Aus Sicht des Kriminologen Baier ist das allerdings kein überzeugendes Argument für Waffenverbotszonen. "Dieser Effekt liegt in der Natur der Zonen - wenn er nicht feststellbar wäre, würde die Polizei ihre Arbeit nicht machen", sagt er. Sicherlich sei es positiv, "wenn Messer von den Straßen verschwinden". Das sollte allerdings nicht als einziges Maß der Beurteilung der Sinnhaftigkeit der Zonen herangezogen werden.

Baier warnt vor "inflationärer Einführung"

"Generell muss man sagen, dass die Zonen nicht an den zentralen Ursachen von Gewalt und Messertragen ansetzen, wie die Zugehörigkeit zu einer delinquenten Gruppe, Gewaltaffinität, positive Einstellung zu aggressiver Männlichkeit", so Beier. Deshalb sei der präventive Effekt begrenzt.

Ein Nachteil sei außerdem Racial Profiling, das heißt die rein von Äußerlichkeiten geleitete polizeiliche Kontrolltätigkeit, sagt Baier. Es sei davon auszugehen, "dass auch die Kontrolle nach Waffen von äußerlichen Merkmalen geleitet sein wird". "Gleichzeitig finde ich, dass man der Polizei nicht pauschal Rassismus in ihrem Agieren vorwerfen darf", fügt Baier hinzu. Daten, welche Nationalitäten die Menschen hatten, die in den Waffenverbotszonen kontrolliert wurden, liegen für kein einziges Bundesland vor.

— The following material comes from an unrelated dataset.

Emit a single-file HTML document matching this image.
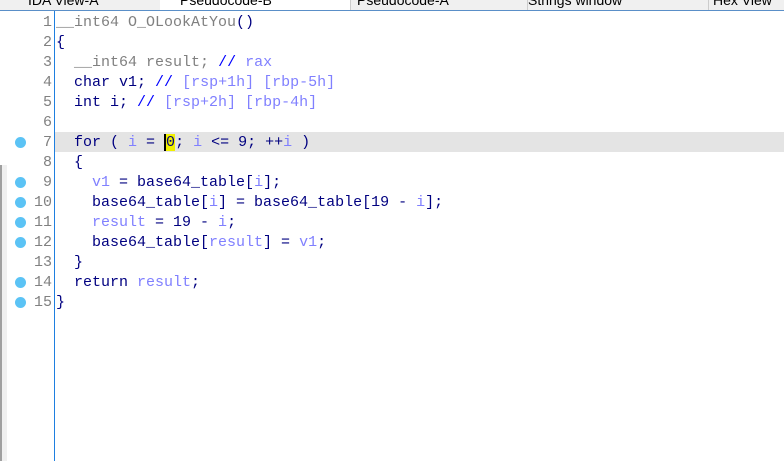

Angesichts der Tatsache, dass derzeit einige Bundesländer zumindest die Grundlagen für weitere Waffenverbotszonen einführen wollen, warnt Baier vor einer "inflationären Einführung solcher Zonen". "Da die Forschung bislang zeigt, dass der kriminalpräventive Effekt eher gering ist, wäre das nicht gerechtfertigt", sagt er. Da in diesen Zonen gewisse Eingriffe in die Freiheit des Einzelnen geschähen, sollten sie zurückhaltend implementiert werden. "Es sollten klare Kriterien definiert werden, wann sie eingeführt und wann sie auch wieder aufgehoben werden", sagt Baier.